SUBJECTS: Tax reform, dollar

TREASURER:

It’s a great test for Labor today in relation to its tax policy is whether it can turn away from the wholesale sales tax or whether the wholesale sales tax is going to be the centrepiece of Labor’s vision for Australia’s tax future. The wholesale sales tax is now only shared by Australia with Swaziland, the Solomon Islands, Ghana and Botswana. And unless Labor can announce today that it supports the abolition of wholesale sales tax, its vision for tax is a third world vision. It is not a modern taxation system. The wholesale sales tax is not one of those taxes that you can fiddle with. The wholesale sales tax needs to be abolished and there is nothing better that you could do for Australian exporters than abolish wholesale sales tax and other embedded taxes because that will produce a boost to our exports of $4.5 billion. Now what the Government is about, is about a new tax system. If Labor can’t walk away from the wholesale sales tax, the tax which is now the tax preferred by Botswana, Ghana, Swaziland and the Solomon Islands, it is a party that cannot embrace the future and cannot do anything for tax reform in this country.

JOURNALIST:

What’s modern about the decades old European goods and services tax?

TREASURER:

Well if they’re only decades old they’re about 50 years in front of wholesale sales tax. And can I say this we’ve seen in recent years, countries in Asia, North America, in the Pacific embracing modern taxation systems. What country has embraced the wholesale sales tax in the last couple of decades, only applied by Australia, Swaziland, Ghana, Botswana, and the Solomon Islands. The wholesale sales tax is the preferred tax of Ghana, Swaziland, Solomon Islands, Botswana, Kim Beazley and Gareth Evans. That’s the extent of tax reform that they are interested in.

JOURNALIST:

Mr Costello are you worried about the slide in the dollar?

TREASURER:

Well obviously there have been developments in relation to the exchange rate but you know that I never comment on the level of the exchange rate.
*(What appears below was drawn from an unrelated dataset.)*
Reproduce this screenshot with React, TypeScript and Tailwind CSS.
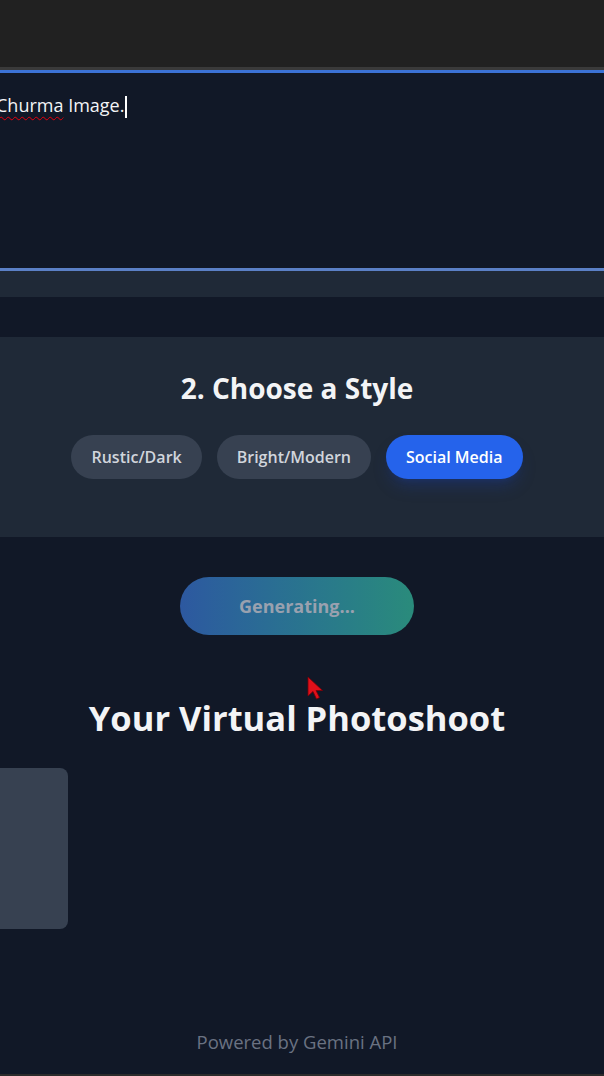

Obviously it’s international developments that people have taken into account.

JOURNALIST:

Treasurer doesn’t it reach a point there, though, when you should actually be commenting on the dollar, if it falls to 50 cents is that a level where you start to comment?

TREASURER:

No I don’t comment on the dollar because people try and read various indications into it and quite often they’re quite wrong. So it’s much better – a practice which I have consistently followed – not to comment on a particular level.

JOURNALIST:

Would you expect the Reserve Bank to abide by tradition and leave interest rates where they are during an election campaign?

TREASURER:

I know that people say that this is a tradition, it’s a tradition which we are unaware of. I have got to underline this point to you, that the Reserve Bank is an independent organisation. And one of the first things that this government did was enhance its independence. And it has statutory and operational independence and it is not constrained in the way that you have suggested. It has full independence to pursue its statutory objectives.

JOURNALIST:

How do you plan to hold the slide?

TREASURER:

Well as I said I don’t comment on the value of the dollar.

JOURNALIST:

Do the economic fundamentals warrant this kind of treatment by international investors of the Aussie dollar?

TREASURER:

Well you’d have to look at the economic fundamentals in Australia, I don’t think there’s been any new news in relation to that over the last week or so. The only news that’s been around has been news in relation to developments a long way away and that is what people are taking into account.

JOURNALIST:

And you don’t think they are going to effect us?

TREASURER:

Well as I said, you know, people will take into account the things that are in the news. Thanks.